I worked from home today and actually got quite a bit done. Although it meant depriving my coworkers of my breasts' presence, I have decided I like the telecommuting thing. I also got to take Nora to her last day of summer preschool, and hang out in Starbucks reading and typing while I waited for her. At one point these two guys at adjoining tables struck up a conversation that I was half-listening to, as it seemed like all the usual vaguely liberal hot air that strangers vent when they are being careful not to offend anyone or say anything too radical. Iraq is a quagmire, Bush sucks, subway terrorism it-could-happen-here, etc. I mostly agree with these sentiments, but the whole preaching-to-the-choir, nothing-new-here nature of these "discussions" bores me to tears, so I avoid them at all costs. Then somehow they started talking about Clinton, and one guy said, "I just can't understand why the leader of the free world would hook up with a broad who doesn't swallow."
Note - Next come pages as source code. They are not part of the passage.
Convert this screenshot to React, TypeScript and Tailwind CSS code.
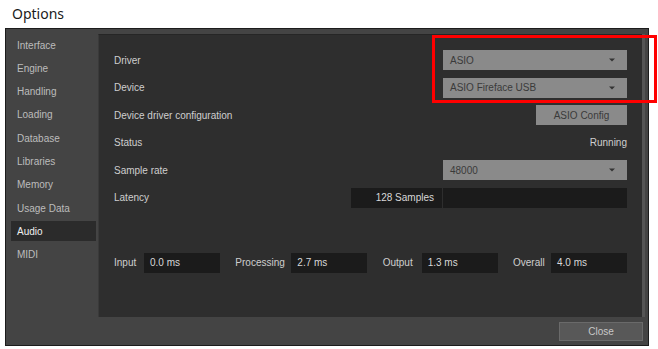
import React from "react";

const font = { fontFamily: '"Liberation Sans", Arial, sans-serif' };

function Arrow() {
  return (
    <svg width="6" height="4" viewBox="0 0 6 4" className="shrink-0">
      <path d="M0 0.5 L6 0.5 L3 3.5 Z" fill="#333333" />
    </svg>
  );
}

function Dropdown({ value }: { value: string }) {
  return (
    <div className="w-[184px] h-[20px] bg-[#8a8a8a] flex items-center justify-between pl-[7px] pr-[12px] text-[#3a3a3a] text-[10px]">
      <span>{value}</span>
      <Arrow />
    </div>
  );
}

function Row({ label, children }: { label: string; children?: React.ReactNode }) {
  return (
    <div className="h-[20px] flex items-center justify-between">
      <span className="text-[#cfcfcf] text-[10px]">{label}</span>
      {children}
    </div>
  );
}

function Stat({ label, value, labelW }: { label: string; value: string; labelW: string }) {
  return (
    <div className="flex items-center">
      <span className={`text-[#cfcfcf] text-[10px] ${labelW}`}>{label}</span>
      <div className="w-[76px] h-[20px] bg-[#1b1b1b] flex items-center pl-[6px] text-[#d8d8d8] text-[10px]">
        {value}
      </div>
    </div>
  );
}

const items = ["Interface", "Engine", "Handling", "Loading", "Database", "Libraries", "Memory", "Usage Data", "Audio", "MIDI"];

export default function App() {
  return (
    <div className="w-[658px] h-[349px] bg-white relative overflow-hidden" style={font}>
      <div className="h-[28px] pl-[12px] pt-[3px] text-[14px] text-[#1a1a1a]" style={{ fontFamily: '"Noto Sans", "Open Sans", sans-serif' }}>
        Options
      </div>
      <div className="ml-[5px] w-[644px] h-[318px] bg-[#444444] border border-[#1c1c1c] flex flex-col">
        <div className="flex h-[288px]">
          <div className="w-[92px] pt-[6px] pl-[5px] flex flex-col">
            {items.map((it) => (
              <div
                key={it}
                className={`h-[20px] mb-[3.3px] flex items-center pl-[6px] text-[10px] ${
                  it === "Audio" ? "bg-[#2b2b2b] text-[#f0f0f0] w-[85px]" : "text-[#bcbcbc]"
                }`}
              >
                {it}
              </div>
            ))}
          </div>
          <div className="mt-[5px] w-[544px] h-[283px] bg-[#2e2e2e] border-t border-[#262626] border-l border-l-[#3a3a3a] pl-[15px] pr-[15px] pt-[15px] flex flex-col">
            <div className="flex flex-col gap-[7.5px]">
              <Row label="Driver"><Dropdown value="ASIO" /></Row>
              <Row label="Device"><Dropdown value="ASIO Fireface USB" /></Row>
              <Row label="Device driver configuration">
                <div className="w-[91px] h-[20px] bg-[#8a8a8a] flex items-center justify-center text-[#3a3a3a] text-[10px]">ASIO Config</div>
              </Row>
              <Row label="Status"><span className="text-[#cfcfcf] text-[10px]">Running</span></Row>
              <Row label="Sample rate"><Dropdown value="48000" /></Row>
              <Row label="Latency">
                <div className="flex h-[20px]">
                  <div className="w-[91px] bg-[#1b1b1b] flex items-center justify-end pr-[8px] text-[#d8d8d8] text-[10px]">128 Samples</div>
                  <div className="w-[184px] ml-px bg-[#1b1b1b]"></div>
                </div>
              </Row>
            </div>
            <div className="mt-[45px] flex items-center justify-between">
              <Stat label="Input" value="0.0 ms" labelW="w-[30px]" />
              <Stat label="Processing" value="2.7 ms" labelW="w-[56px]" />
              <Stat label="Output" value="1.3 ms" labelW="w-[39px]" />
              <Stat label="Overall" value="4.0 ms" labelW="w-[38px]" />
            </div>
          </div>
          <div className="mt-[5px] w-[3px] h-[283px] bg-[#555555]"></div>
        </div>
        <div className="flex justify-end pr-[5px] pt-[5px]">
          <div className="w-[84px] h-[19px] bg-[#585858] border border-[#6a6a6a] flex items-center justify-center text-[#c8c8c8] text-[10px]">Close</div>
        </div>
      </div>
      <div className="absolute left-[432px] top-[35px] w-[225px] h-[68px] border-[3px] border-[#ff0000]"></div>
    </div>
  );
}
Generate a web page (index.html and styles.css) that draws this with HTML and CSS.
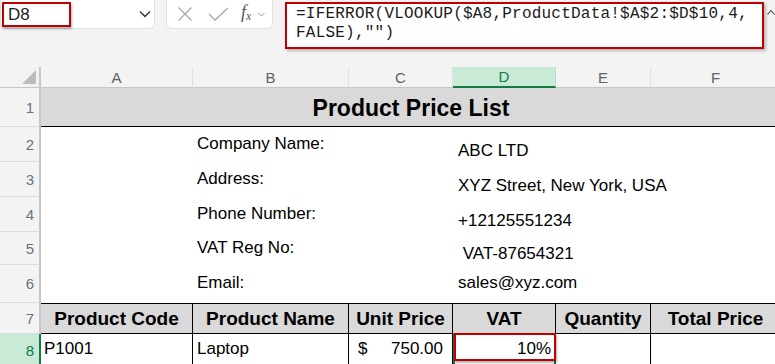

(a) Whoa. Misogyny much? Quick glance around: am I in an Evanston Starbucks on a weekday morning, surrounded by mommies with strollers, or in a dank Polish bar on a Friday afternoon, surrounded by guys with union stickers on their hardhats? Is this a tall chai latte in my hand or a sweating bottle of Old Style?

(b) Wait a minute: is the non-swallowing of Bill Clinton's jism (I cannot believe I am typing this) the commonly accepted explanation for the stain on the blue dress? That had never occurred to me, or rather I guess I had never thought too deeply about the mechanics of the stain. But wait. If one were going to be fastidious enough to spit instead of swallow, surely one would spit into a receptacle, rather than drooling onto one's own clothing? I'm still confused.

(c) I was unaware that prestige/social standing went along with the spit/swallow thing. Is this covered in any sort of White House etiquette book? Is it okay to not swallow when giving a blowjob to the Chief of Staff, but considered imperative to take things to the next level when the dick in question belongs to the President?

(d) Where the blowjob-giver stands on spit-or-swallow is usually not discovered by the blowjob-receiver until the very last minute, as it were---correct? I find it hard to believe that Clinton gave Lewinsky some detailed questionnaire to fill out before the act occurred. So cut him some slack, Starbucks guy.

BETWEEN MY BREASTS AND THE BLOWJOB TALK, THIS IS THE DIRTIEST ENTRY EVER, SO LET'S CALM DOWN WITH SOME LINKS

These Japanese smoking etiquette signs are fabulous.

And I enjoyed learning that new paint could save my life in the event of thermonuclear war.

---mimi smartypants walks on the left, stands on the right.